You can't compare the contracts and obligations you might be under in an engineering position to this situation. For instance if a manager (salary) at a fast food resturaunt created a new way to cook things faster and better and chose to patent their idea, just because they are under contract to that business they are not obligated to turn over the rights to that patent. They could patent it and sell it back to the company or even start their own resturaunt. In an engineering disipline they would almost certainly be obligated to turn it over to the company. It all depends on what is written in the contract.

RE: Selling your "work"?

(OP)
aardvarkdw,  This difference is that writing books is not a job requirement for teachers.  Creating lesson plans is done "on the clock" and is a requirement of the job.  I'm very suprised others here do not see the conflict.  He/she is already getting paid to accomplish the task (with tax payer money).  

RE: Selling your "work"?

Senselessticker,

I don't think there is a clear consensus on your assertion about lesson plans.  There is certainly the view that the textbook is the lesson plan already and what a teacher does to expand on that is their own work.

Edward L. Klein
Pipe Stress Engineer
Houston, Texas

"All the world is a Spring"

All opinions expressed here are my own and not my company's.

RE: Selling your "work"?

If the lesson plans are produced "on the clock" and on the taxpayers dime, why is it that so many teachers are putting in unpaid overtime to write them?

RE: Selling your "work"?

Perhaps we should simply insist that teachers create mediocre lessons in allotted time.

RE: Selling your "work"?

How many of the engineering books that we all use are authored by college professors?
Do the professors write them all at home, after hours?
I am certain that none of them ever used a graduate student in writing their book, that would be unethical, right?

RE: Selling your "work"?

Nope!  Graduate students are slave labor and have no rights.  It's a law of nature.

RE: Selling your "work"?

Graduate students are often paid by the supervising professor, in addition to the grants and awards they may also receive, much like most engineers are paid by their employer.

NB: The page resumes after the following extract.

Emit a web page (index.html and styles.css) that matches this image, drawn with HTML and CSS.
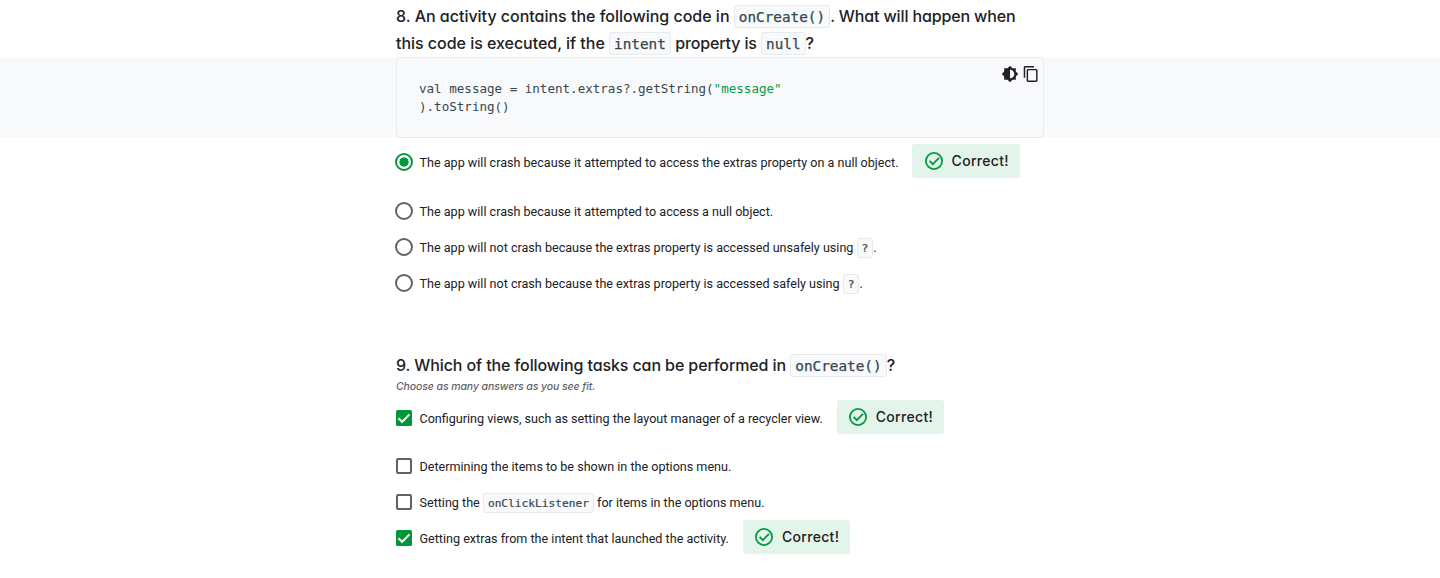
FILE: index.html
```html
<!DOCTYPE html>
<html lang="en">
<head>
<meta charset="utf-8">
<title>Quiz</title>
<link rel="stylesheet" href="styles.css">
</head>
<body>
<svg class="defs" width="0" height="0">
  <symbol id="correct" viewBox="0 0 20 20"><circle cx="10" cy="10" r="8.1" fill="none" stroke="#009a3c" stroke-width="1.8"/><path d="M5.6 9.8l3.2 3.3 6.2-6.3" fill="none" stroke="#009a3c" stroke-width="1.8"/></symbol>
  <symbol id="checked" viewBox="0 0 16 16"><rect width="16" height="16" rx="1.5" fill="#009837"/><path d="M2.4 8.2l3.7 3.6 7.4-7.4" fill="none" stroke="#fff" stroke-width="1.9"/></symbol>
</svg>
<main>
  <section>
    <h2 class="column question"><span class="q8a">8. An activity contains the following code in</span> <code>onCreate()</code><span class="q8b">. What will happen when</span><br><span class="q8c">this code is executed, if the</span> <code>intent</code> <span class="q8d">property is</span> <code>null</code>?</h2>
    <div class="band">
      <div class="column snippet">
        <pre>val message = intent.extras?.getString(<span class="string">"message"</span>
).toString()</pre>
        <div class="tools">
          <svg width="16" height="16" viewBox="1 1 22 22"><path fill="#202124" d="M20 15.31L23.31 12 20 8.69V4h-4.69L12 .69 8.69 4H4v4.69L.69 12 4 15.31V20h4.69L12 23.31 15.31 20H20v-4.69zM12 18V6c3.31 0 6 2.69 6 6s-2.69 6-6 6z"/></svg>
          <svg width="16" height="16" viewBox="1 1 22 22"><path fill="#202124" d="M16 1H4c-1.100 0-2 .9-2 2v14h2V3h12V1zm3 4H8c-1.100 0-2 .9-2 2v14c0 1.100.9 2 2 2h11c1.100 0 2-.9 2-2V7c0-1.100-.9-2-2-2zm0 16H8V7h11v14z"/></svg>
        </div>
      </div>
    </div>
    <div class="column answers radios">
      <div class="answer first"><span class="radio on"></span><span class="label">The app will crash because it attempted to access the extras property on a null object.</span><span class="badge"><svg width="20" height="20"><use href="#correct"/></svg><b>Correct!</b></span></div>
      <div class="answer"><span class="radio"></span><span class="label">The app will crash because it attempted to access a null object.</span></div>
      <div class="answer"><span class="radio"></span><span class="label">The app will not crash because the extras property is accessed unsafely using <code>?</code>.</span></div>
      <div class="answer"><span class="radio"></span><span class="label">The app will not crash because the extras property is accessed safely using <code>?</code>.</span></div>
    </div>
  </section>
  <section class="column second">
    <h2 class="question"><span class="q9">9. Which of the following tasks can be performed in</span> <code>onCreate()</code>?</h2>
    <p class="hint">Choose as many answers as you see fit.</p>
    <div class="answers checks">
      <div class="answer first"><svg class="check" width="16" height="16"><use href="#checked"/></svg><span class="label">Configuring views, such as setting the layout manager of a recycler view.</span><span class="badge"><svg width="20" height="20"><use href="#correct"/></svg><b>Correct!</b></span></div>
      <div class="answer"><span class="check box"></span><span class="label">Determining the items to be shown in the options menu.</span></div>
      <div class="answer"><span class="check box"></span><span class="label">Setting the <code>onClickListener</code> for items in the options menu.</span></div>
      <div class="answer"><svg class="check" width="16" height="16"><use href="#checked"/></svg><span class="label">Getting extras from the intent that launched the activity.</span><span class="badge"><svg width="20" height="20"><use href="#correct"/></svg><b>Correct!</b></span></div>
    </div>
  </section>
</main>
</body>
</html>
```
FILE: styles.css
```css
* { box-sizing: border-box; }
body { margin: 0; background: #fff; color: #202124; font-family: Roboto, sans-serif; overflow: hidden; }
.defs { display: block; }
main { padding-top: 3px; }
.column { width: 648px; margin: 0 auto; }
.question { font: 500 16px/27px Inter, sans-serif; white-space: nowrap; }
h2.question { margin-top: 0; margin-bottom: 0; }
.question, .hint, .badge b { font-feature-settings: "cv11" 1; }
.q8a { letter-spacing: -0.01px; }
.q8b { letter-spacing: -0.13px; }
.q8d { letter-spacing: -0.13px; }
.q9 { letter-spacing: -0.1px; }
.q8c { letter-spacing: -0.03px; }
code { font-family: "DejaVu Sans Mono", monospace; font-size: 14.35px; line-height: 1; font-weight: 400; color: #37474f; background: #f8f9fb; border: 1px solid #e8eaed; border-radius: 3px; padding: 2px 4px; }
.question code { padding: 3px 4px 2px; -webkit-text-stroke: 0.25px #37474f; }
.band { background: #f8f9fb; height: 79px; margin-top: 1px; }
.snippet { height: 81px; border: 1px solid #e8eaed; border-radius: 4px; background: #f8f9fb; display: flex; justify-content: space-between; padding: 22px 4px 0 22px; position: relative; top: -1px; }
pre { margin: 0; font: 12.55px/18px "DejaVu Sans Mono", monospace; color: #37474f; }
.string { color: #009a46; }
.tools { display: flex; gap: 5px; margin-top: -14px; height: 16px; }
.answers { display: flex; flex-direction: column; }
.answer { display: flex; align-items: center; height: 36px; font-size: 12.59px; white-space: nowrap; }
.radios { padding-top: 7px; }
.radio { width: 18px; height: 18px; border: 2px solid #5f6368; border-radius: 50%; margin: 0 6.5px 0 -1px; flex: none; }
.radio.on { border-color: #009a3c; background: radial-gradient(circle, #009a3c 4.3px, transparent 4.9px); }
.radios .first { margin-bottom: 13px; }
.check { width: 16px; height: 16px; margin: 0 7.5px 0 0; flex: none; }
.box { border: 2px solid #5f6368; border-radius: 2px; }
.label code { font-size: 11.2px; padding: 3px 4px 2px; -webkit-text-stroke: 0.2px #37474f; }
.badge { display: flex; align-items: center; height: 34px; width: 108px; margin: -2px 0 0 13px; padding-left: 12px; gap: 8px; border-radius: 3px; background: #e3f4ea; }
.checks .badge { width: 107px; margin-left: 14px; padding-left: 11px; }
.badge b { font-size: 14px; line-height: 20px; font-weight: 500; font-family: Inter, sans-serif; letter-spacing: 0.32px; }
.second { padding-top: 51px; }
.hint { margin: 0; padding-top: 1px; font: italic 500 10.5px/14px Inter, sans-serif; letter-spacing: -0.1px; color: #5f6368; }
.checks { padding-top: 6px; }
.checks .first { margin-bottom: 12px; }
```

Therefor, the product of the graduate student is the property of the professor.

"Do not worry about your problems with mathematics, I assure you mine are far greater."   
Albert Einstein
Have you read FAQ731-376 to make the best use of Eng-Tips Forums?

RE: Selling your "work"?

Ashereng
If the product of the graduate students  belong to the professor it follows then the the product of the professor belongs to the university.  I know patents that result from reasearch grant belong to universitys but book royalties go to the author.

RE: Selling your "work"?

Quote:

If the product of the graduate students  belong to the professor it follows then the the product of the professor belongs to the university.
You're missing an important step: you assume the contract for the professor is the same as that for the grad student.  A valid assumption, if you're not interested in actually getting all the facts.

RE: Selling your "work"?

http://www.nea.org/neatoday/0010/rights.html

Bottom line: unless explicitly stipulated in a contract, common law and precedence would place ownership of the copyright to syllabi, lecture notes, etc. with the school.

TTFN



RE: Selling your "work"?

Quote:

How many of the engineering books that we all use are authored by college professors?

My dad, a college professor, as part of his contract with the university, must give up a percentage of any profits he recieves from intellectual properties. I'm not sure what that percentage is... but I do remember from when I was a kid, that it was an important point when he was negotiating for tenure.

Wes C.
------------------------------
When they broke open molecules, they found they were only stuffed with atoms. But when they broke open atoms, they found them stuffed with explosions...

RE: Selling your "work"?

"If the lesson plans are produced "on the clock" and on the taxpayers dime, why is it that so many teachers are putting in unpaid overtime to write them?"

The same could be said about engineering reports.